Miss Hokusai (Sarusuberi: Miss Hokusai) 2015

I definitely enjoyed this film, as I tend to gravitate toward stories that are about artists of just about any form, but this was bright and memorable for me in terms of visuals and characters too, if not the storyline, precisely. More on that below however.

Obviously I’m hardly qualified to discuss the source material in terms of its balance between historical fact and drama, but I wouldn’t say I was surprised to see Hokusai often relied on his daughter to finish commissions and so Ōi’s work probably went unrecognised fairly often.

Though that wasn’t precisely the main source of tension in the film for me, I think the family relationships and Ōi’s efforts to help her younger sister took up a bigger portion – that and Ōi’s personal struggles with her work and identity. I know some folks didn’t enjoy the episodic nature of the storytelling and maybe I personally would have preferred a more conventional approach in some ways, because I think I’m somewhat conditioned to expect that when a film is biographical.

And yet, asking and expecting that would kinda be a bit reductive of me… because in a way, I think the film now rests in my memory as a collection of impressionistic moments that aren’t necessarily connected to the cause and effect of a traditional linear narrative, and that’s probably just as impactful anyway!

Overall, I think I was most excited to be offered a look at the lifestyles of painters during the Edo period and ended up really enjoying the detours into mythology, along with the actual artworks themselves of course.

Definitely recommended if you like somewhat meandering family dramas or biographical films that don’t precisely play out in a typical fashion.

4 Stars

3 thoughts on “Miss Hokusai (Sarusuberi: Miss Hokusai)

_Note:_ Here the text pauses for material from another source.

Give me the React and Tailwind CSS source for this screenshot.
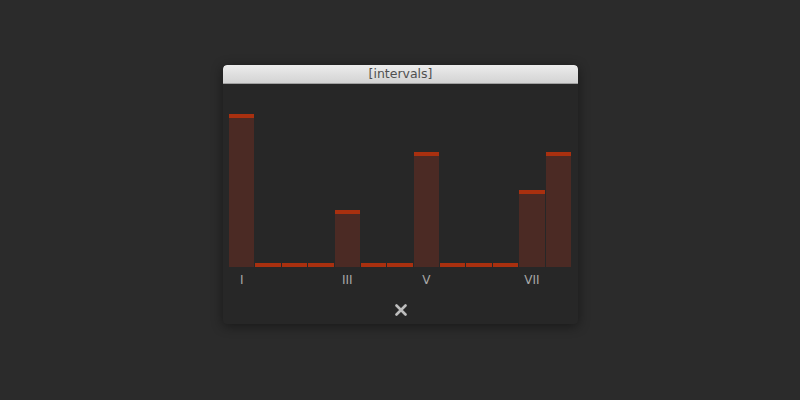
import React from "react";

const bars = [153, 4, 4, 4, 57, 4, 4, 115, 4, 4, 4, 77, 115];
const labels = ["I", "", "", "", "III", "", "", "V", "", "", "", "VII", ""];

export default function App() {
  return (
    <div className="w-[800px] h-[400px] bg-[#2b2b2b] pt-[65px] pl-[223px]" style={{ fontFamily: '"DejaVu Sans", "Liberation Sans", sans-serif' }}>
      <div className="w-[355px] h-[259px] bg-[#272727] rounded-[4px] shadow-[0_2px_12px_rgba(0,0,0,0.45)] flex flex-col overflow-hidden">
        <div className="h-[19px] shrink-0 bg-gradient-to-b from-[#ececec] to-[#d3d3d3] border-b border-[#a0a0a0] flex items-center justify-center text-[12.5px] text-[#505050] rounded-t-[4px]">
          [intervals]
        </div>
        <div className="pl-[6px] pr-[7px] pt-[16px]">
          <div className="grid grid-cols-[repeat(13,1fr)] gap-px h-[167px] items-end">
            {bars.map((h, i) => (
              <div key={i} className="bg-[#4b2a24] flex flex-col" style={{ height: h }}>
                <div className="h-[4px] bg-[#a9300f]" />
              </div>
            ))}
          </div>
          <div className="grid grid-cols-[repeat(13,1fr)] gap-px mt-[5px] h-[16px]">
            {labels.map((l, i) => (
              <div key={i} className="text-center text-[12px] leading-[16px] text-[#a8a8a8]">{l}</div>
            ))}
          </div>
        </div>
        <div className="flex justify-center mt-[16px]">
          <svg width="12" height="12" viewBox="0 0 12 12">
            <path d="M1.5 1.5 L10.5 10.5 M10.5 1.5 L1.5 10.5" stroke="#bdbdbd" strokeWidth="2.6" strokeLinecap="round" />
          </svg>
        </div>
      </div>
    </div>
  );
}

    • Yes! I meant to say that it looked like we had similar issues with the storytelling. I think for me I’ve enjoyed it mostly as a look into history and the lives of artists, and my score probably reflects that more than the overall film itself, perhaps.

      I always hesitate over the actual moment of a choosing the star rating – maybe I should introduce more half stars. Or change it to another marker – 4 out of 5 ‘cels’? 😀

      Liked by 1 person

      • Yeah, I definitely noticed that in your review. The art and history was quite fascinating, but I wished other factors were just as interesting though.

        I totally understand. Cels would be a good measuring mark for quality in animation. Haha!

        Funny enough, that drag queen who shows up late in the film is played by Miyu Irino. That’s Haku from Spirited Away, Shun from Children Who Chase Lost Voices, and Takao from The Garden of Words.